The analysis can be published using Pweave 0.22 and later.
Import libraries
import pandas as pd
import numpy as np
import statsmodels.formula.api as sm
import statsmodels
import matplotlib.pyplot as plt
Statsmodels api seems to change often, check release version:
statsmodels.__version__
'0.8.0'
We'll use whiteside dataset from R package MASS. You can read the description of the dataset from the link, but in short it contains:
The weekly gas consumption and average external temperature at a house in south-east England for two heating seasons, one of 26 weeks before, and one of 30 weeks after cavity-wall insulation was installed.
Load dataset using Pandas:
url = 'https://raw.githubusercontent.com/mpastell/Rdatasets/master/csv/MASS/whiteside.csv'
whiteside = pd.read_csv(url)
Let's see what the relationship between the gas consumption is before the insulation. See statsmodels documentation for more information about the syntax.
model = sm.ols(formula='Gas ~ Temp', data=whiteside, subset = whiteside['Insul']=="Before")
fitted = model.fit()
print(fitted.summary())
OLS Regression Results
==============================================================================
Dep. Variable: Gas R-squared:
0.944
Model: OLS Adj. R-squared:
0.941
Method: Least Squares F-statistic:
403.1
Date: Sun, 10 Sep 2017 Prob (F-statistic):
1.64e-16
Time: 13:33:52 Log-Likelihood:
-2.8783
No. Observations: 26 AIC:
9.757
Df Residuals: 24 BIC:
12.27
Df Model: 1
Covariance Type: nonrobust
==============================================================================
coef std err t P>|t| [0.025
0.975]
------------------------------------------------------------------------------
Intercept 6.8538 0.118 57.876 0.000 6.609
7.098
Temp -0.3932 0.020 -20.078 0.000 -0.434
-0.353
==============================================================================
Omnibus: 0.296 Durbin-Watson:
2.420
Prob(Omnibus): 0.862 Jarque-Bera (JB):
0.164
Skew: -0.177 Prob(JB):
0.921
Kurtosis: 2.839 Cond. No.
13.3
==============================================================================
Warnings:
[1] Standard Errors assume that the covariance matrix of the errors is
correctly specified.
Before = whiteside[whiteside["Insul"] == "Before"]

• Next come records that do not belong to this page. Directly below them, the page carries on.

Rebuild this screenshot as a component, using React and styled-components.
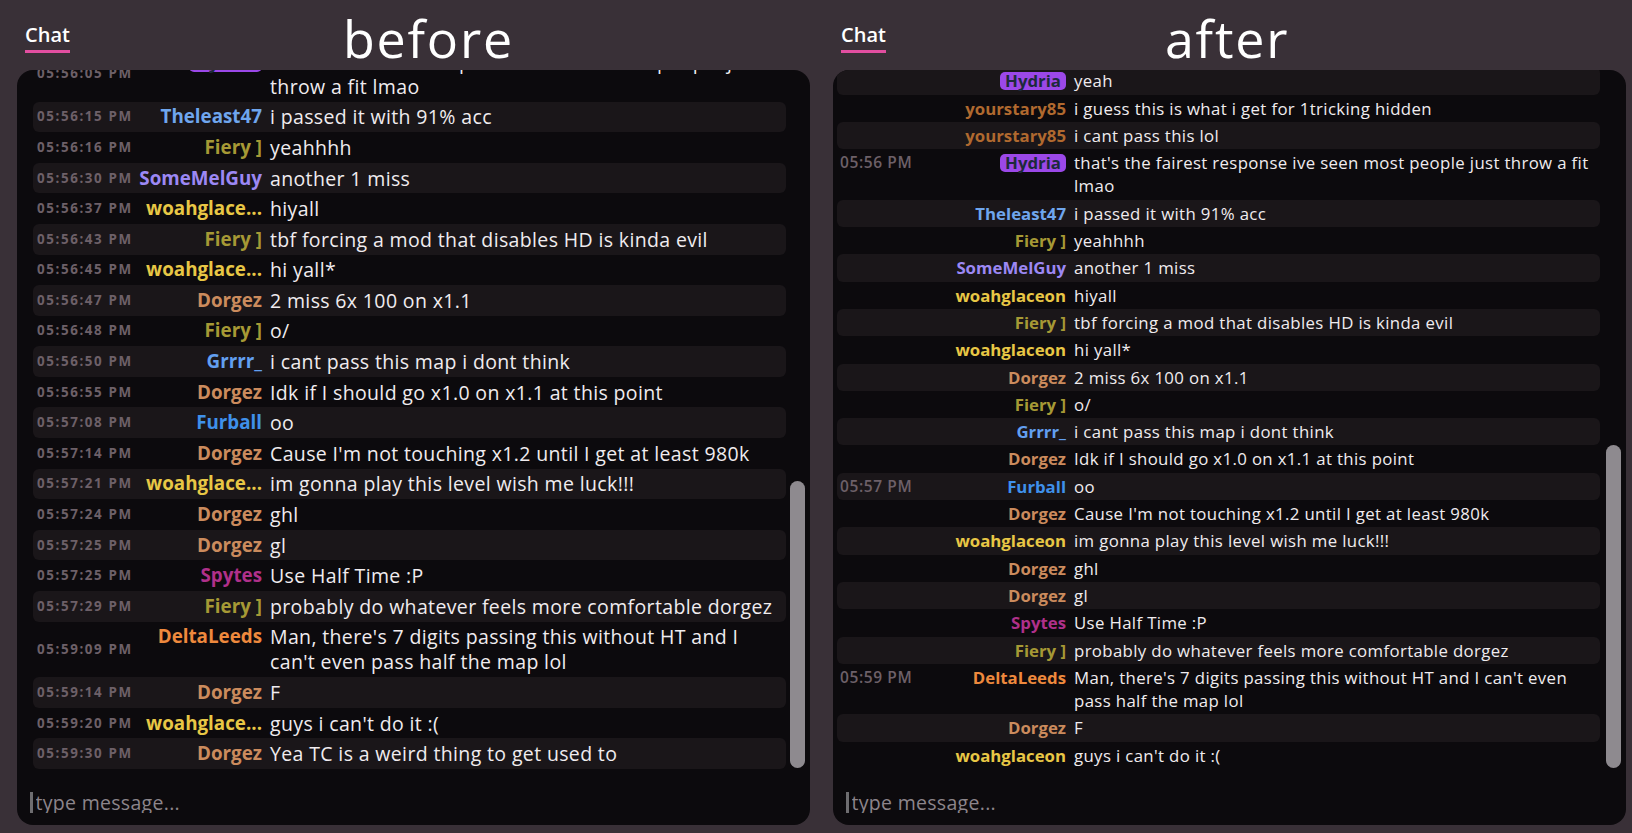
import React from 'react'
import styled, { createGlobalStyle } from 'styled-components'

const GlobalStyle = createGlobalStyle`
  * { box-sizing: border-box; }
  body {
    margin: 0;
    background: #393037;
    font-family: "Open Sans", "Noto Sans", sans-serif;
    color: #eeeaed;
  }
`

// name colours as seen in the chat
const colors = {
  Hydria: '#9b48e8',
  yourstary85: '#b0692f',
  Theleast47: '#6fa6ee',
  'Fiery ]': '#a69935',
  SomeMelGuy: '#9c88f4',
  woahglaceon: '#e8c745',
  Dorgez: '#cb8b5d',
  'Grrrr_': '#629ff0',
  Furball: '#3f90ea',
  Spytes: '#b0308a',
  DeltaLeeds: '#ee893d',
}

const messages = [
  { t: '05:55:52', user: 'Hydria', badge: true, text: 'yeah' },
  { t: '05:55:55', user: 'yourstary85', text: 'i guess this is what i get for 1tricking hidden' },
  { t: '05:55:59', user: 'yourstary85', text: 'i cant pass this lol' },
  { t: '05:56:05', user: 'Hydria', badge: true, text: "that's the fairest response ive seen most people just throw a fit lmao" },
  { t: '05:56:15', user: 'Theleast47', text: 'i passed it with 91% acc' },
  { t: '05:56:16', user: 'Fiery ]', text: 'yeahhhh' },
  { t: '05:56:30', user: 'SomeMelGuy', text: 'another 1 miss' },
  { t: '05:56:37', user: 'woahglaceon', text: 'hiyall' },
  { t: '05:56:43', user: 'Fiery ]', text: 'tbf forcing a mod that disables HD is kinda evil' },
  { t: '05:56:45', user: 'woahglaceon', text: 'hi yall*' },
  { t: '05:56:47', user: 'Dorgez', text: '2 miss 6x 100 on x1.1' },
  { t: '05:56:48', user: 'Fiery ]', text: 'o/' },
  { t: '05:56:50', user: 'Grrrr_', text: 'i cant pass this map i dont think' },
  { t: '05:56:55', user: 'Dorgez', text: 'Idk if I should go x1.0 on x1.1 at this point' },
  { t: '05:57:08', user: 'Furball', text: 'oo' },
  { t: '05:57:14', user: 'Dorgez', text: "Cause I'm not touching x1.2 until I get at least 980k" },
  { t: '05:57:21', user: 'woahglaceon', text: 'im gonna play this level wish me luck!!!' },
  { t: '05:57:24', user: 'Dorgez', text: 'ghl' },
  { t: '05:57:25', user: 'Dorgez', text: 'gl' },
  { t: '05:57:25', user: 'Spytes', text: 'Use Half Time :P' },
  { t: '05:57:29', user: 'Fiery ]', text: 'probably do whatever feels more comfortable dorgez' },
  { t: '05:59:09', user: 'DeltaLeeds', text: "Man, there's 7 digits passing this without HT and I can't even pass half the map lol" },
  { t: '05:59:14', user: 'Dorgez', text: 'F' },
  { t: '05:59:20', user: 'woahglaceon', text: "guys i can't do it :(" },
  { t: '05:59:30', user: 'Dorgez', text: 'Yea TC is a weird thing to get used to' },
]

const variants = {
  before: {
    cols: '96px 121px 1fr',
    pad: '2.8px 4px',
    line: 25,
    font: 19.5,
    nameFont: 18.8,
    badge: 20.6,
    listLeft: 16,
    listRight: 4,
    thumb: 287,
  },
  after: {
    cols: '100px 118px 1fr',
    pad: '2px 3px',
    line: 23.3,
    font: 16.8,
    nameFont: 16.8,
    badge: 17.6,
    listLeft: 4,
    listRight: 6,
    thumb: 323,
  },
}

const minute = (t) => t.slice(0, 5)
const fullTime = (t) => `${t} PM`
const shortName = (n) => (n.length > 10 ? n.slice(0, 9) + '...' : n)

const ChatMessage = ({ msg, prev, index, v }) => {
  const cfg = variants[v]
  let stamp = ''
  if (v === 'before') stamp = fullTime(msg.t)
  else if (prev && minute(prev.t) !== minute(msg.t)) stamp = `${minute(msg.t)} PM`
  const name = v === 'before' ? shortName(msg.user) : msg.user

  return (
    <Row $cfg={cfg} $alt={index % 2 === 0}>
      <Stamp $v={v}>{stamp}</Stamp>
      <Name $color={colors[msg.user]} $size={cfg.nameFont} $line={cfg.line}>
        {msg.badge ? <Badge $h={cfg.badge}>{name}</Badge> : <span>{name}</span>}
      </Name>
      <Text $size={cfg.font}>{msg.text}</Text>
    </Row>
  )
}

const ChatColumn = ({ v, title, titleOffset }) => {
  const cfg = variants[v]
  const list = v === 'after' ? messages.slice(0, -1) : messages
  return (
    <Column>
      <Header>
        <Tab>Chat</Tab>
        <Title $offset={titleOffset}>{title}</Title>
      </Header>
      <Panel>
        <Body>
          <MessageList $left={cfg.listLeft} $right={cfg.listRight}>
            {list.map((m, i) => (
              <ChatMessage key={i} msg={m} prev={list[i - 1]} index={i} v={v} />
            ))}
          </MessageList>
          <Track>
            <Thumb $h={cfg.thumb} />
          </Track>
        </Body>
        <InputBar>
          <MessageInput placeholder="type message..." readOnly />
        </InputBar>
      </Panel>
    </Column>
  )
}

export default function App() {
  return (
    <>
      <GlobalStyle />
      <Page>
        <ChatColumn v="before" title="before" titleOffset={273} />
        <ChatColumn v="after" title="after" titleOffset={279} />
      </Page>
    </>
  )
}

const Page = styled.div`
  display: grid;
  grid-template-columns: 816px 816px;
  height: 833px;
  overflow: hidden;
`

const Column = styled.div`
  display: grid;
  grid-template-rows: 70px 755px;
  padding: 0 6px 8px 17px;
  min-width: 0;
`

const Header = styled.div`
  display: flex;
  align-items: flex-start;
  padding-left: 8px;
`

const Tab = styled.div`
  margin-top: 21px;
  font-size: 20px;
  line-height: 27px;
  font-weight: 600;
  color: #ffffff;
  padding-bottom: 2px;
  border-bottom: 3px solid #e24ea0;
`

const Title = styled.div`
  margin-left: ${(p) => p.$offset}px;
  margin-top: 12px;
  font-size: 52px;
  line-height: 52px;
  font-weight: 400;
  color: #ffffff;
  letter-spacing: 1.8px;
`

const Panel = styled.div`
  display: flex;
  flex-direction: column;
  background: #0c0a0d;
  border-radius: 16px;
  overflow: hidden;
  min-height: 0;
`

const Body = styled.div`
  display: flex;
  height: 699px;
  min-height: 0;
`

const MessageList = styled.div`
  flex: 1;
  min-width: 0;
  display: flex;
  flex-direction: column;
  justify-content: flex-end;
  overflow: hidden;
  padding: 0 ${(p) => p.$right}px 0 ${(p) => p.$left}px;
`

const Row = styled.div`
  flex-shrink: 0;
  display: grid;
  grid-template-columns: ${(p) => p.$cfg.cols};
  column-gap: 8px;
  align-items: start;
  padding: ${(p) => p.$cfg.pad};
  line-height: ${(p) => p.$cfg.line}px;
  border-radius: 6px;
  background: ${(p) => (p.$alt ? '#1a1619' : 'transparent')};
`

const Stamp = styled.div`
  align-self: ${(p) => (p.$v === 'before' ? 'center' : 'start')};
  color: #6d6068;
  white-space: nowrap;
  font-weight: ${(p) => (p.$v === 'before' ? 700 : 600)};
  font-size: ${(p) => (p.$v === 'before' ? '13.4px' : '15.5px')};
  letter-spacing: ${(p) => (p.$v === 'before' ? '1.6px' : '0.6px')};
`

const Name = styled.div`
  display: flex;
  justify-content: flex-end;
  align-items: center;
  min-height: ${(p) => p.$line}px;
  white-space: nowrap;
  font-weight: 700;
  font-size: ${(p) => p.$size}px;
  color: ${(p) => p.$color};
`

const Badge = styled.span`
  display: inline-block;
  background: #9b48e8;
  color: #1e2a3b;
  border-radius: 5px;
  padding: 0 5px;
  line-height: ${(p) => p.$h}px;
`

const Text = styled.div`
  font-size: ${(p) => p.$size}px;
  letter-spacing: 0.36px;
  color: #f0ecef;
  overflow-wrap: anywhere;
`

const Track = styled.div`
  width: 15px;
  margin-right: 5px;
  display: flex;
  flex-direction: column;
  justify-content: flex-end;
  padding-bottom: 1px;
`

const Thumb = styled.div`
  height: ${(p) => p.$h}px;
  border-radius: 8px;
  background: #8e8a8f;
`

const InputBar = styled.div`
  height: 56px;
  padding: 23px 0 0 13px;
`

const MessageInput = styled.input`
  display: block;
  width: 100%;
  height: 21px;
  background: transparent;
  border: none;
  border-left: 3.3px solid #6e6d70;
  outline: none;
  padding: 0 0 0 2.5px;
  font-family: "Open Sans", "Noto Sans", sans-serif;
  font-size: 19.5px;
  letter-spacing: 0.3px;
  line-height: 21px;
  color: #eeeaed;

  &::placeholder {
    color: #8c858b;
  }
`
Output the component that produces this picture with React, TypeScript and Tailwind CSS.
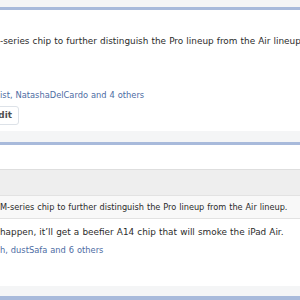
import React from "react";

export default function App() {
  const font = { fontFamily: '"DejaVu Sans", Verdana, sans-serif' };
  return (
    <div
      className="w-[300px] h-[300px] overflow-hidden bg-white flex flex-col text-[#2b2b2b] [word-spacing:0.3px]"
      style={font}
    >
      <div className="h-[7px] shrink-0 bg-[#f4f5f6]" />
      <div className="h-[3px] shrink-0 bg-[#a8badb]" />
      {/* post 1 */}
      <div className="h-[121px] shrink-0 bg-white flex flex-col">
        <div className="h-[25px] shrink-0" />
        <div className="h-[12px] leading-[12px] text-[8.9px] whitespace-nowrap">
          -series chip to further distinguish the Pro lineup from the Air lineup.
        </div>
        <div className="h-[42px] shrink-0" />
        <div className="h-[12px] leading-[12px] text-[8.3px] whitespace-nowrap text-[#4d6ca3]">
          ist, NatashaDelCardo and 4 others
        </div>
        <div className="h-[5px] shrink-0" />
        <div className="flex">
          <div className="ml-[-20px] w-[39px] h-[19px] border border-[#dde2e8] rounded-[3px] bg-white flex items-center justify-end pr-[6px]">
            <span className="text-[8.9px] font-bold text-[#505050] leading-none">Edit</span>
          </div>
        </div>
      </div>
      <div className="h-[11px] shrink-0 bg-[#f4f5f6]" />
      <div className="h-[3px] shrink-0 bg-[#a8badb]" />
      {/* post 2 */}
      <div className="h-[141px] shrink-0 bg-white flex flex-col">
        <div className="h-[24px] shrink-0" />
        <div className="h-[26px] shrink-0 bg-[#eeeeee] border-t border-[#dedede]" />
        <div className="h-[24px] shrink-0 bg-[#f8f8f8] border-t border-b border-[#e2e2e2] flex items-center">
          <span className="text-[8.2px] leading-[12px] whitespace-nowrap">
            M-series chip to further distinguish the Pro lineup from the Air lineup.
          </span>
        </div>
        <div className="h-[7px] shrink-0" />
        <div className="h-[12px] leading-[12px] text-[8.9px] whitespace-nowrap">
          happen, it’ll get a beefier A14 chip that will smoke the iPad Air.
        </div>
        <div className="h-[6px] shrink-0" />
        <div className="h-[12px] leading-[12px] text-[8.3px] whitespace-nowrap text-[#4d6ca3]">
          h, dustSafa and 6 others
        </div>
      </div>
      <div className="h-[10px] shrink-0 bg-[#f4f5f6]" />
      <div className="h-[4px] shrink-0 bg-[#a8badb]" />
    </div>
  );
}
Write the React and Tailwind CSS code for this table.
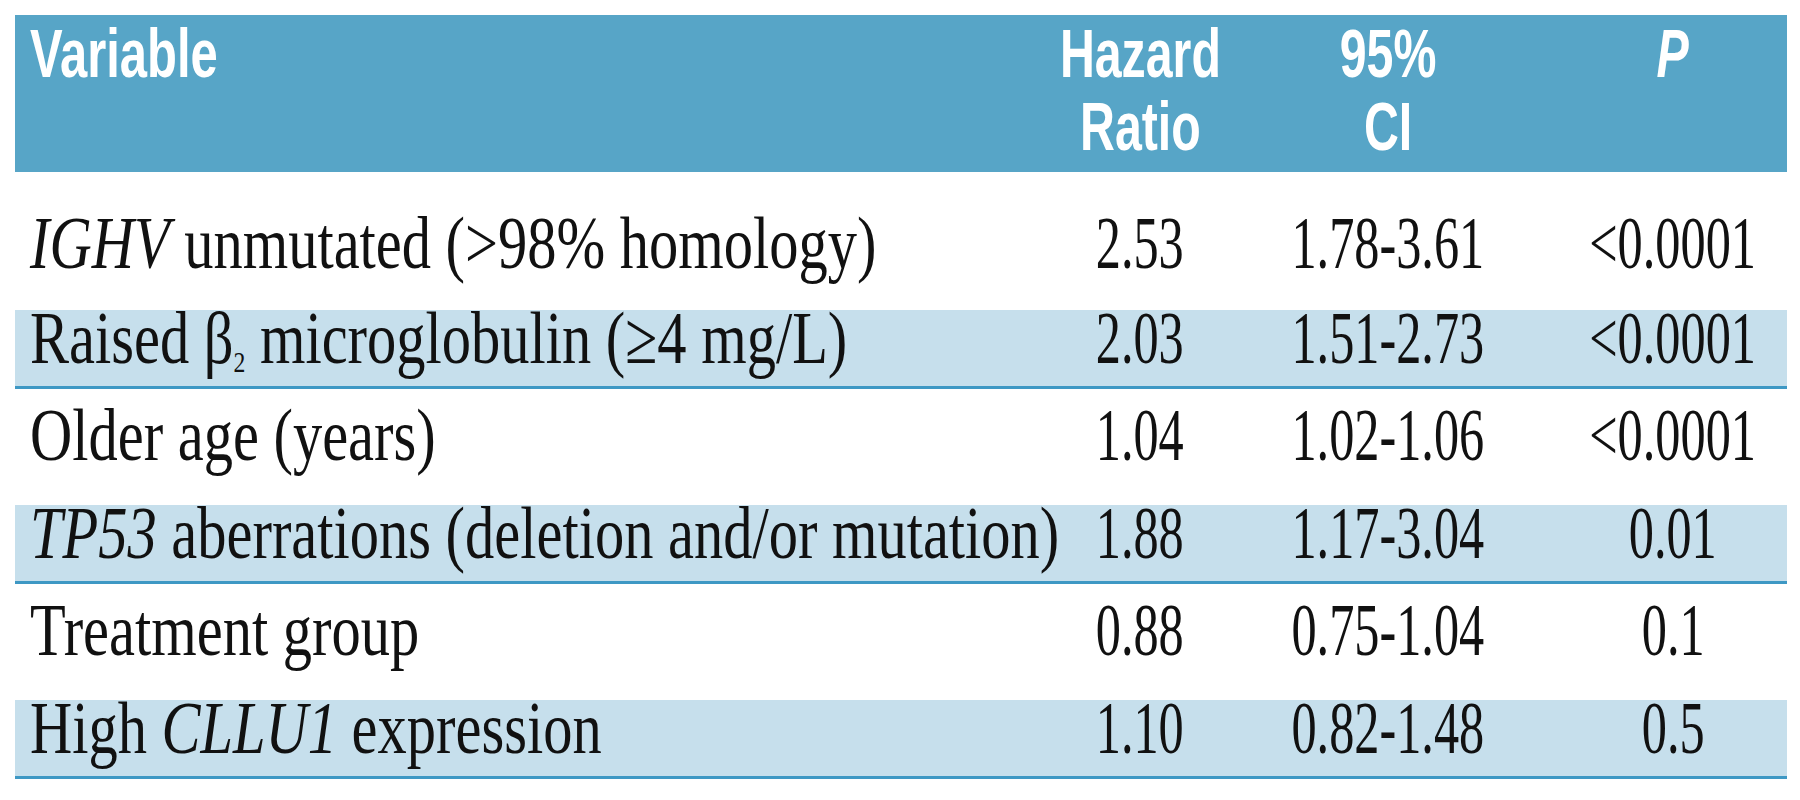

plt.plot(Before["Temp"], Before["Gas"], 'ro')
plt.plot(Before["Temp"], fitted.fittedvalues, 'b')
plt.legend(['Data', 'Fitted model'])
plt.ylim(0, 10)
plt.xlim(-2, 12)
plt.xlabel('Temperature')
plt.ylabel('Gas')
plt.title('Before Insulation')
<matplotlib.text.Text at 0x7fdff3a3a198>
Statsmodels OLSresults objects contain the usual diagnostic information about the model and you can use the get_influence()
method to get more diagnostic information (such as Cook's distance).
Histogram of normalized residuals
plt.hist(fitted.resid_pearson)
plt.ylabel('Count')
plt.xlabel('Normalized residuals')
<matplotlib.text.Text at 0x7fdff3aafa20>
OLSInfluence objects contain more diagnostic information
influence = fitted.get_influence()
#c is the distance and p is p-value
(c, p) = influence.cooks_distance
plt.stem(np.arange(len(c)), c, markerfmt=",")
<Container object of 3 artists>
Statsmodels includes a some builtin function for plotting residuals against leverage:
from statsmodels.graphics.regressionplots import *
plot_leverage_resid2(fitted)
influence_plot(fitted)